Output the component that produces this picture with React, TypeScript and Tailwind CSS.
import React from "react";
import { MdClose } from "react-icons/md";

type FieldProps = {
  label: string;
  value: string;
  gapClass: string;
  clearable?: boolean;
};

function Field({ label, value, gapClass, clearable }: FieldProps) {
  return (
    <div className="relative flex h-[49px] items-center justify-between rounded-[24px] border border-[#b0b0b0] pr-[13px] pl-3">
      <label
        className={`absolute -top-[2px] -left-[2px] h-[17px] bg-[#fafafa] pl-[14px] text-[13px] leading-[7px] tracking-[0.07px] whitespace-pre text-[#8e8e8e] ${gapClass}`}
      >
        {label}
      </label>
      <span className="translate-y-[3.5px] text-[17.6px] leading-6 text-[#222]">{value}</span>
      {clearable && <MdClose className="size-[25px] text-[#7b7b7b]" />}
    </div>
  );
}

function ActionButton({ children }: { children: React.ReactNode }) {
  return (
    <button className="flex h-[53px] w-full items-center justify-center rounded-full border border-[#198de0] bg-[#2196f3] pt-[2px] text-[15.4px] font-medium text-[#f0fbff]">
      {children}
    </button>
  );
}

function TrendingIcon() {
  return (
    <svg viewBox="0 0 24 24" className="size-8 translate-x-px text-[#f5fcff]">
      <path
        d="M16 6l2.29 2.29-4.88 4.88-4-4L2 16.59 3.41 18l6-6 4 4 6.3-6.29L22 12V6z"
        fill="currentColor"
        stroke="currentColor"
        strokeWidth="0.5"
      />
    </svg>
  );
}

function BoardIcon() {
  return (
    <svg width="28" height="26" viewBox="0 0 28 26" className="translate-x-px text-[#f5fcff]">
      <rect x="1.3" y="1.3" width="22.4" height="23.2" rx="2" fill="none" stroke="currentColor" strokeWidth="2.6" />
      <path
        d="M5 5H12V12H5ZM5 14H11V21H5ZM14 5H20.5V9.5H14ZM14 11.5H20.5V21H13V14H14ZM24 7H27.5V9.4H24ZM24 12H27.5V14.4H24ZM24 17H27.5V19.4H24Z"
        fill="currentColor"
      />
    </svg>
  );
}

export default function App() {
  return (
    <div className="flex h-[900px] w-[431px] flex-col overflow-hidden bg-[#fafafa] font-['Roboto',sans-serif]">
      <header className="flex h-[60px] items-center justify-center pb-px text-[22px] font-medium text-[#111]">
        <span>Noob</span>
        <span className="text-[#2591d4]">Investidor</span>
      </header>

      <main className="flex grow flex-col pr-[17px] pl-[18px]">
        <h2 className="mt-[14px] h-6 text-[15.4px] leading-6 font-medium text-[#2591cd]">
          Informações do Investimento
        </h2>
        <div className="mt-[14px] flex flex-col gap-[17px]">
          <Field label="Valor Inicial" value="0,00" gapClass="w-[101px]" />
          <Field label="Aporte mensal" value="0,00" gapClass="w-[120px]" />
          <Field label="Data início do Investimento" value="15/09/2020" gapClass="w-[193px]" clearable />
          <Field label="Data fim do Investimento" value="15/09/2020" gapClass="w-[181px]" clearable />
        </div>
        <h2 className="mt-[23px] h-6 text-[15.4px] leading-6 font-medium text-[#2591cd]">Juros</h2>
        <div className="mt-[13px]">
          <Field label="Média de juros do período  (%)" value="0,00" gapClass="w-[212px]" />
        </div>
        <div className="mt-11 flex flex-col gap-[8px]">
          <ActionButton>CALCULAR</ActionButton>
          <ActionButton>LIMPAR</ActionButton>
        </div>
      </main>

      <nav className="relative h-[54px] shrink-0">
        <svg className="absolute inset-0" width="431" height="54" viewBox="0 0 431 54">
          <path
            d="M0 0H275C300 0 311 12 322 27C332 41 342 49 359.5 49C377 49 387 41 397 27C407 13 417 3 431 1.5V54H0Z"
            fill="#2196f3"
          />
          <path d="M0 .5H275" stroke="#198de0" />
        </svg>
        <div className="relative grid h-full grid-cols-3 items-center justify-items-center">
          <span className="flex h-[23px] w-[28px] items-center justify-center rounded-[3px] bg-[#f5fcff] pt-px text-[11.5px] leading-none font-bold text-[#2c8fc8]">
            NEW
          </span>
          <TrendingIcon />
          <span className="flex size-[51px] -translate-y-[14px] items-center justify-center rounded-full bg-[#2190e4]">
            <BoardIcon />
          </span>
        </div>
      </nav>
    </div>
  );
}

Exercise objective:
Quote the whole listing above, leaving nothing out.

Correct answer:
Output the component that produces this picture with React, TypeScript and Tailwind CSS.
import React from "react";
import { MdClose } from "react-icons/md";

type FieldProps = {
  label: string;
  value: string;
  gapClass: string;
  clearable?: boolean;
};

function Field({ label, value, gapClass, clearable }: FieldProps) {
  return (
    <div className="relative flex h-[49px] items-center justify-between rounded-[24px] border border-[#b0b0b0] pr-[13px] pl-3">
      <label
        className={`absolute -top-[2px] -left-[2px] h-[17px] bg-[#fafafa] pl-[14px] text-[13px] leading-[7px] tracking-[0.07px] whitespace-pre text-[#8e8e8e] ${gapClass}`}
      >
        {label}
      </label>
      <span className="translate-y-[3.5px] text-[17.6px] leading-6 text-[#222]">{value}</span>
      {clearable && <MdClose className="size-[25px] text-[#7b7b7b]" />}
    </div>
  );
}

function ActionButton({ children }: { children: React.ReactNode }) {
  return (
    <button className="flex h-[53px] w-full items-center justify-center rounded-full border border-[#198de0] bg-[#2196f3] pt-[2px] text-[15.4px] font-medium text-[#f0fbff]">
      {children}
    </button>
  );
}

function TrendingIcon() {
  return (
    <svg viewBox="0 0 24 24" className="size-8 translate-x-px text-[#f5fcff]">
      <path
        d="M16 6l2.29 2.29-4.88 4.88-4-4L2 16.59 3.41 18l6-6 4 4 6.3-6.29L22 12V6z"
        fill="currentColor"
        stroke="currentColor"
        strokeWidth="0.5"
      />
    </svg>
  );
}

function BoardIcon() {
  return (
    <svg width="28" height="26" viewBox="0 0 28 26" className="translate-x-px text-[#f5fcff]">
      <rect x="1.3" y="1.3" width="22.4" height="23.2" rx="2" fill="none" stroke="currentColor" strokeWidth="2.6" />
      <path
        d="M5 5H12V12H5ZM5 14H11V21H5ZM14 5H20.5V9.5H14ZM14 11.5H20.5V21H13V14H14ZM24 7H27.5V9.4H24ZM24 12H27.5V14.4H24ZM24 17H27.5V19.4H24Z"
        fill="currentColor"
      />
    </svg>
  );
}

export default function App() {
  return (
    <div className="flex h-[900px] w-[431px] flex-col overflow-hidden bg-[#fafafa] font-['Roboto',sans-serif]">
      <header className="flex h-[60px] items-center justify-center pb-px text-[22px] font-medium text-[#111]">
        <span>Noob</span>
        <span className="text-[#2591d4]">Investidor</span>
      </header>

      <main className="flex grow flex-col pr-[17px] pl-[18px]">
        <h2 className="mt-[14px] h-6 text-[15.4px] leading-6 font-medium text-[#2591cd]">
          Informações do Investimento
        </h2>
        <div className="mt-[14px] flex flex-col gap-[17px]">
          <Field label="Valor Inicial" value="0,00" gapClass="w-[101px]" />
          <Field label="Aporte mensal" value="0,00" gapClass="w-[120px]" />
          <Field label="Data início do Investimento" value="15/09/2020" gapClass="w-[193px]" clearable />
          <Field label="Data fim do Investimento" value="15/09/2020" gapClass="w-[181px]" clearable />
        </div>
        <h2 className="mt-[23px] h-6 text-[15.4px] leading-6 font-medium text-[#2591cd]">Juros</h2>
        <div className="mt-[13px]">
          <Field label="Média de juros do período  (%)" value="0,00" gapClass="w-[212px]" />
        </div>
        <div className="mt-11 flex flex-col gap-[8px]">
          <ActionButton>CALCULAR</ActionButton>
          <ActionButton>LIMPAR</ActionButton>
        </div>
      </main>

      <nav className="relative h-[54px] shrink-0">
        <svg className="absolute inset-0" width="431" height="54" viewBox="0 0 431 54">
          <path
            d="M0 0H275C300 0 311 12 322 27C332 41 342 49 359.5 49C377 49 387 41 397 27C407 13 417 3 431 1.5V54H0Z"
            fill="#2196f3"
          />
          <path d="M0 .5H275" stroke="#198de0" />
        </svg>
        <div className="relative grid h-full grid-cols-3 items-center justify-items-center">
          <span className="flex h-[23px] w-[28px] items-center justify-center rounded-[3px] bg-[#f5fcff] pt-px text-[11.5px] leading-none font-bold text-[#2c8fc8]">
            NEW
          </span>
          <TrendingIcon />
          <span className="flex size-[51px] -translate-y-[14px] items-center justify-center rounded-full bg-[#2190e4]">
            <BoardIcon />
          </span>
        </div>
      </nav>
    </div>
  );
}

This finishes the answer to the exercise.